Prompt: Copy out each line in the material below that has the word "components".

Data segment:
<<<<
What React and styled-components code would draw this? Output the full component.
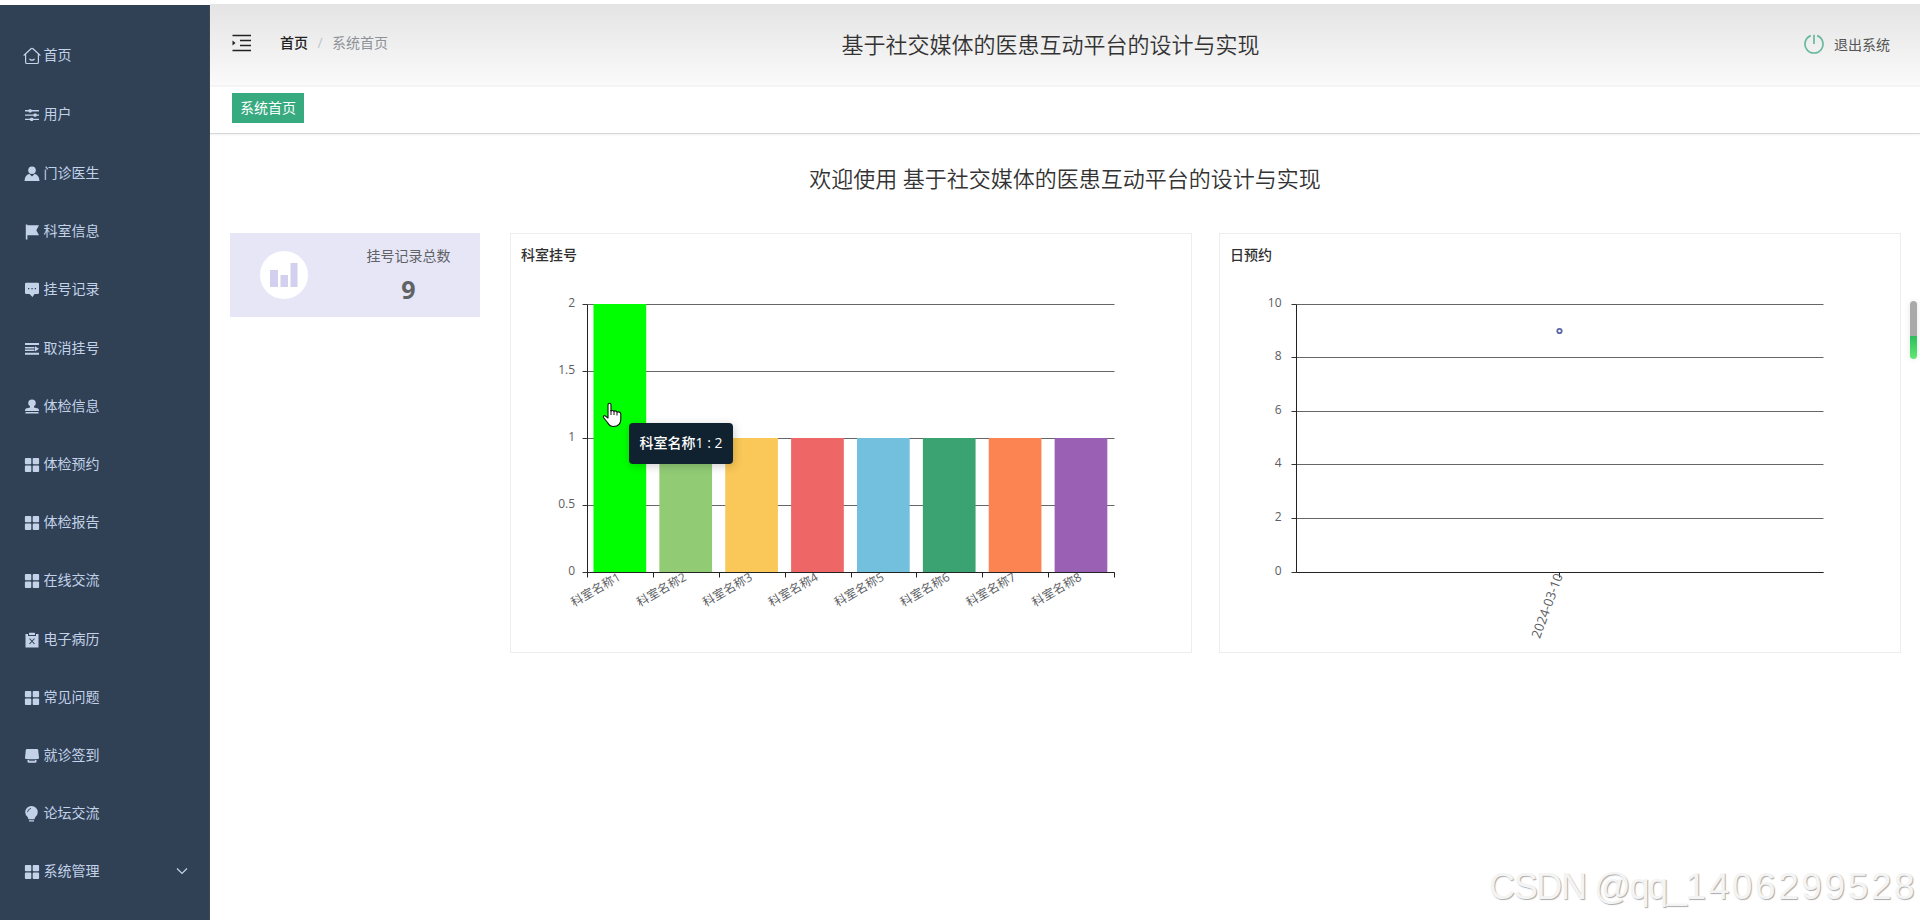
import React from "react";
import styled, { createGlobalStyle } from "styled-components";

const GlobalStyle = createGlobalStyle`
  * { box-sizing: border-box; }
  body {
    margin: 0;
    background: #fff;
    font-family: "Open Sans", "Noto Sans CJK SC", sans-serif;
    font-size: 14px;
    color: #333;
    overflow: hidden;
  }
`;

const Page = styled.div`
  position: relative;
  display: flex;
  width: 1920px;
  height: 920px;
  padding-top: 4px;
`;

const Sidebar = styled.nav`
  width: 210px;
  height: 915px;
  margin-top: 1px;
  padding-top: 19.8px;
  flex: none;
  background: #304156;
  border-right: 1px solid #40474e;
`;

const MenuItem = styled.div`
  display: flex;
  align-items: center;
  height: ${(p) => (p.$tall ? 59.6 : 58.2)}px;
  padding: 0 21px 0 ${(p) => (p.$wide ? 23 : 24)}px;
  color: #c3d2e8;
  line-height: 20px;
`;

const MenuIcon = styled.svg`
  flex: none;
  width: ${(p) => (p.$wide ? 18 : 16)}px;
  height: ${(p) => (p.$wide ? 18 : 16)}px;
  margin: 2px ${(p) => (p.$wide ? 2.5 : 3.5)}px 0 0;
  fill: currentColor;
`;

const MenuLabel = styled.span`
  flex: 1;
`;

const Arrow = styled.svg`
  width: 12px;
  height: 8px;
  fill: none;
  stroke: currentColor;
  stroke-width: 1.2;
`;

const Main = styled.main`
  flex: 1;
  min-width: 0;
`;

const Header = styled.header`
  display: grid;
  grid-template-columns: 1fr auto 1fr;
  align-items: center;
  height: 83px;
  padding: 0 30px 0 22px;
  background: linear-gradient(#e4e4e4, #fafafa);
  border-bottom: 2px solid #f5f5f5;
`;

const HeaderLeft = styled.div`
  display: flex;
  align-items: center;
  padding-bottom: 5px;
`;

const FoldIcon = styled.svg`
  width: 20px;
  height: 18px;
  margin: 1px 28px 0 0;
  stroke: #222;
  stroke-width: 1.3;
  fill: #222;
`;

const Crumb = styled.span`
  color: ${(p) => (p.$current ? "#8e9297" : "#222")};
  font-weight: ${(p) => (p.$current ? 400 : 500)};
`;

const Slash = styled.span`
  width: 24px;
  text-align: center;
  color: #c0c4cc;
`;

const SystemTitle = styled.h1`
  margin: 0 21px 2px 0;
  font-size: 22px;
  font-weight: 350;
  line-height: 30px;
  color: #333;
`;

const Logout = styled.div`
  display: flex;
  align-items: center;
  justify-content: flex-end;
  gap: 10px;
  padding-bottom: 2px;
  color: #555;
`;

const PowerIcon = styled.svg`
  width: 20px;
  height: 20px;
  fill: none;
  stroke: #68b99b;
  stroke-width: 1.7;
`;

const TabBar = styled.div`
  display: flex;
  align-items: center;
  height: 47px;
  padding: 3px 22px 7px;
  border-bottom: 1px solid #d5d7da;
  box-shadow: 0 1px 2px rgba(0, 0, 0, 0.06);
`;

const Tab = styled.div`
  height: 30px;
  padding: 0 8px;
  line-height: 29px;
  color: #fff;
  background: #37aa80;
`;

const Welcome = styled.h2`
  margin: 0;
  padding: 28px 0 0;
  height: 99px;
  font-size: 22px;
  font-weight: 350;
  line-height: 33px;
  color: #333;
  text-align: center;
`;

const Dashboard = styled.section`
  display: flex;
  align-items: flex-start;
  padding-left: 20px;
`;

const StatCard = styled.div`
  display: flex;
  flex: none;
  width: 250px;
  height: 84px;
  margin-right: 30px;
  padding-left: 30px;
  align-items: center;
  background: #e6e6f6;
`;

const StatIcon = styled.svg`
  width: 48px;
  height: 48px;
`;

const StatText = styled.div`
  width: 144px;
  margin-left: 27px;
  padding-top: 5px;
  display: flex;
  flex-direction: column;
  align-items: center;
  color: #606266;
`;

const StatLabel = styled.span`
  line-height: 24px;
  padding-left: 3px;
`;

const StatValue = styled.strong`
  font-family: "Noto Sans", sans-serif;
  font-size: 25px;
  line-height: 43px;
  padding-left: 3px;
`;

const ChartCard = styled.article`
  width: 682px;
  height: 420px;
  margin-right: 27px;
  border: 1px solid #ededed;
  flex: none;
`;

const Chart = styled.svg`
  display: block;
  width: 680px;
  height: 418px;
`;

const AxisText = styled.text`
  font-size: ${(p) => p.$size || 12}px;
  fill: #5c5e63;
`;

const ChartTitle = styled.text`
  font-size: 14px;
  font-weight: 500;
  fill: #303030;
`;

const Tooltip = styled.div`
  position: absolute;
  left: 629px;
  top: 423px;
  width: 104px;
  height: 41px;
  border-radius: 4px;
  background: #10212f;
  color: #fff;
  font-weight: 500;
  line-height: 40px;
  text-align: center;
  white-space: nowrap;
  box-shadow: 1px 2px 10px rgba(0, 0, 0, 0.2);
`;

const Pointer = styled.svg`
  position: absolute;
  left: 602px;
  top: 402px;
  width: 20px;
  height: 26px;
`;

const Gauge = styled.div`
  position: absolute;
  left: 1910px;
  top: 301px;
  width: 7px;
  height: 58px;
  border-radius: 4px;
  background: linear-gradient(#a9a9a9 0 35px, #2dbd5c 35px, #62e873 100%);
  box-shadow: 0 0 6px rgba(0, 0, 0, 0.1);
`;

const Watermark = styled.div`
  position: absolute;
  left: 1489px;
  top: 865px;
  font-family: "Liberation Sans", sans-serif;
  font-size: 36px;
  line-height: 44px;
  letter-spacing: -1.35px;
  white-space: nowrap;
  color: #f4f4f4;
  text-shadow: 1px 1px 1px #aaa;
`;

const WatermarkNumber = styled.span`
  font-size: 37px;
  letter-spacing: 2.6px;
`;

const icons = {
  home: (
    <g fill="none" stroke="currentColor" strokeWidth="1.2" strokeLinejoin="round" strokeLinecap="round">
      <path d="M2.6 7.2V15.2a1.3 1.3 0 0 0 1.3 1.3H14.1a1.3 1.3 0 0 0 1.3-1.3V7.2M1 8.2 8 1.8a1.5 1.5 0 0 1 2 0L17 8.2" />
      <path d="M6.8 12.2q2.2 2 4.4 0" />
    </g>
  ),
  sliders: (
    <g>
      <path d="M1 3.1h14v1.400H1zM1 7.400h14v1.400H1zM1 11.700h14v1.400H1z" />
      <rect x="4.500" y="2.200" width="3.200" height="3.200" rx="1" />
      <rect x="9.500" y="6.500" width="3.200" height="3.200" rx="1" />
      <rect x="6" y="10.800" width="3.200" height="3.200" rx="1" />
    </g>
  ),
  user: (
    <g>
      <circle cx="8" cy="4.2" r="3.8" />
      <path d="M.5 15Q1 8.400 5.600 8.100L8 10.500 10.400 8.100Q15 8.400 15.500 15z" />
    </g>
  ),
  flag: <path d="M1.800 .5h1.600V1.300H15L12.300 6.200 15 11.200H3.400V15.500H1.800z" />,
  chat: (
    <path fillRule="evenodd" d="M2.200 .8H13.800Q15 .8 15 2V10.800Q15 12 13.800 12H10.500L8.500 15 5.500 12H2.200Q1 12 1 10.800V2Q1 .8 2.200 .8ZM4 6v1.300h1.300V6ZM7.400 6v1.300h1.300V6ZM10.700 6v1.300H12V6Z" />
  ),
  list: (
    <path d="M1 2h14v2H1zM1 5.900h9.500v1.500H1zM1 8.400h9.500v1.500H1zM11 5.200 15 7.800 11 10.400zM1 11.800h14v2H1z" />
  ),
  stamp: (
    <path d="M8 .5A3.800 3.800 0 0 1 11.800 4.200Q11.800 6 10 7.200V8.600L14 9.600Q15 10 15 12H1Q1 10 2 9.600L6 8.600V7.200Q4.200 6 4.200 4.200A3.800 3.800 0 0 1 8 .5ZM1.500 13h13v1.400H1.500z" />
  ),
  grid: (
    <g>
      <rect x=".9" y=".9" width="6.400" height="6.400" rx="1" />
      <rect x="8.700" y=".9" width="6.400" height="6.400" rx="1" />
      <rect x=".9" y="8.600" width="6.400" height="6.400" rx="1" />
      <rect x="8.700" y="8.600" width="6.400" height="6.400" rx="1" />
    </g>
  ),
  clipboard: (
    <g>
      <path d="M1.500 2H4V4H12V2H14.500V15.500H1.500z" />
      <rect x="5" y=".7" width="6" height="2.400" rx=".6" />
      <path d="M5.500 6.500 10.500 12M10.500 6.500 5.500 12" stroke="#304156" strokeWidth="1.100" />
    </g>
  ),
  printer: (
    <g>
      <path d="M3 1H13Q14 1 14.200 2L15 9.800Q15 11 14 11H2Q1 11 1 9.800L1.800 2Q2 1 3 1Z" />
      <path d="M3.500 11.800H12.500V13.500Q12.500 14.800 11.200 14.800H4.800Q3.500 14.800 3.500 13.500z" />
      <path d="M5 12.600h6" stroke="#304156" strokeWidth=".8" />
    </g>
  ),
  bulb: (
    <g>
      <path d="M7.500 0A6.300 6.300 0 0 1 13.800 6.200Q13.800 9 11.200 11.200L10.500 13.200H4.500L3.800 11.200Q1.200 9 1.200 6.200A6.300 6.300 0 0 1 7.500 0ZM5 14.300h5v1.300H5z" />
      <path d="M3.500 6.200Q3.800 3 7 2.400" fill="none" stroke="#304156" strokeWidth=".9" />
    </g>
  ),
};

const menu = [
  ["home", "首页"],
  ["sliders", "用户"],
  ["user", "门诊医生"],
  ["flag", "科室信息"],
  ["chat", "挂号记录"],
  ["list", "取消挂号"],
  ["stamp", "体检信息"],
  ["grid", "体检预约"],
  ["grid", "体检报告"],
  ["grid", "在线交流"],
  ["clipboard", "电子病历"],
  ["grid", "常见问题"],
  ["printer", "就诊签到"],
  ["bulb", "论坛交流"],
  ["grid", "系统管理"],
];

const bars = [
  [2, "#00ff00"],
  [1, "#91cc75"],
  [1, "#fac858"],
  [1, "#ee6666"],
  [1, "#73c0de"],
  [1, "#3ba272"],
  [1, "#fc8452"],
  [1, "#9a60b4"],
];

const TOP = 70.5;
const BASE = 338.5;
const LEFT = 76.5;
const WIDTH = 527;

function Axes({ labels, gap }) {
  const step = (BASE - TOP) / (labels.length - 1);
  return (
    <g>
      {labels.map((label, i) => {
        const y = Math.floor(BASE - step * i - 0.5) + 0.5;
        return (
          <g key={label}>
            <line x1={LEFT} x2={LEFT + WIDTH} y1={y} y2={y} stroke="#66666a" />
            <line x1={LEFT - 5} x2={LEFT} y1={y} y2={y} stroke="#333" />
            <AxisText x={LEFT - gap} y={y + 2.5} textAnchor="end">{label}</AxisText>
          </g>
        );
      })}
      <line x1={LEFT} x2={LEFT} y1={TOP} y2={BASE} stroke="#222" />
    </g>
  );
}

function BarChart() {
  const slot = WIDTH / bars.length;
  return (
    <Chart>
      <ChartTitle x="10" y="26">科室挂号</ChartTitle>
      <Axes labels={["0", "0.5", "1", "1.5", "2"]} gap={12.5} />
      {bars.map(([value, color], i) => {
        const height = ((BASE - TOP) * value) / 2;
        return (
          <rect key={color} x={LEFT + slot * i + slot * 0.1 - 0.6} y={BASE - height - 0.5} width={slot * 0.8} height={height} fill={color} />
        );
      })}
      <line x1={LEFT} x2={LEFT + WIDTH} y1={BASE} y2={BASE} stroke="#222" />
      {Array.from({ length: bars.length + 1 }, (_, i) => {
        const x = Math.round(LEFT + slot * i - 0.5) + 0.5;
        return <line key={i} x1={x} x2={x} y1={BASE} y2={BASE + 5} stroke="#222" />;
      })}
      {bars.map(([, color], i) => (
        <AxisText key={color} textAnchor="end" transform={`translate(${LEFT + slot * (i + 0.5) + 1} ${BASE + 7}) rotate(-30)`}>
          科室名称{i + 1}
        </AxisText>
      ))}
    </Chart>
  );
}

function DailyChart() {
  const center = LEFT + WIDTH / 2 - 0.5;
  return (
    <Chart>
      <ChartTitle x="10" y="26">日预约</ChartTitle>
      <Axes labels={["0", "2", "4", "6", "8", "10"]} gap={15} />
      <line x1={LEFT} x2={LEFT + WIDTH} y1={BASE} y2={BASE} stroke="#222" />
      <line x1={center} x2={center} y1={BASE} y2={BASE + 5} stroke="#222" />
      <circle cx={center} cy="97" r="2.200" fill="#fff" stroke="#5b66a8" strokeWidth="1.800" />
      <AxisText $size={13} textAnchor="end" transform={`translate(${center + 3.5} ${BASE + 3}) rotate(-70)`}>
        2024-03-10
      </AxisText>
    </Chart>
  );
}

export default function App() {
  return (
    <>
      <GlobalStyle />
      <Page>
        <Sidebar>
          {menu.map(([icon, label], i) => (
            <MenuItem key={label} $tall={i < 2} $wide={icon === "home"}>
              <MenuIcon $wide={icon === "home"} viewBox={icon === "home" ? "0 0 18 18" : "0 0 16 16"}>
                {icons[icon]}
              </MenuIcon>
              <MenuLabel>{label}</MenuLabel>
              {label === "系统管理" && (
                <Arrow viewBox="0 0 12 8"><path d="M1 1.500 6 6.500 11 1.500" /></Arrow>
              )}
            </MenuItem>
          ))}
        </Sidebar>
        <Main>
          <Header>
            <HeaderLeft>
              <FoldIcon viewBox="0 0 20 18">
                <path d="M.5 1.500H19M8 6.500H19M8 11.500H19M.5 16.500H19" fill="none" />
                <path d="M.5 6.500 3.500 9 .5 11.500z" stroke="none" />
              </FoldIcon>
              <Crumb>首页</Crumb>
              <Slash>/</Slash>
              <Crumb $current>系统首页</Crumb>
            </HeaderLeft>
            <SystemTitle>基于社交媒体的医患互动平台的设计与实现</SystemTitle>
            <Logout>
              <PowerIcon viewBox="0 0 20 20">
                <path d="M6.800 1.600A9 9 0 1 0 13.200 1.600M10 .8V10" />
              </PowerIcon>
              <span>退出系统</span>
            </Logout>
          </Header>
          <TabBar><Tab>系统首页</Tab></TabBar>
          <Welcome>欢迎使用 基于社交媒体的医患互动平台的设计与实现</Welcome>
          <Dashboard>
            <StatCard>
              <StatIcon viewBox="0 0 48 48">
                <circle cx="24" cy="24" r="24" fill="#fff" />
                <path d="M10 19h8v17h-8zM20.500 24h7.500v12h-7.500zM30.500 12h7v24h-7z" fill="#d2d0ee" />
              </StatIcon>
              <StatText>
                <StatLabel>挂号记录总数</StatLabel>
                <StatValue>9</StatValue>
              </StatText>
            </StatCard>
            <ChartCard><BarChart /></ChartCard>
            <ChartCard><DailyChart /></ChartCard>
          </Dashboard>
        </Main>
        <Pointer viewBox="0 0 20 26">
          <path
            d="M6 3Q6 1.200 7.500 1.200T9 3V9Q10.500 7.800 12 9.300Q13.500 8.300 15 10Q18.500 9.500 18.800 12V17.500Q18.500 24.500 11.500 24.500Q7.500 24.500 5.500 20.500L1.500 15.500Q1 13.500 2.800 13.600L6 16Z"
            fill="#fff" stroke="#111" strokeWidth="1.100" strokeLinejoin="round"
          />
          <path d="M9 8V13M12 9V13M15 10V13.500" stroke="#111" fill="none" />
        </Pointer>
        <Tooltip>科室名称1 : 2</Tooltip>
        <Gauge />
        <Watermark>
          CSDN @qq_<WatermarkNumber>1406299528</WatermarkNumber>
        </Watermark>
      </Page>
    </>
  );
}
>>>>
Full solution:
What React and styled-components code would draw this? Output the full component.
import styled, { createGlobalStyle } from "styled-components";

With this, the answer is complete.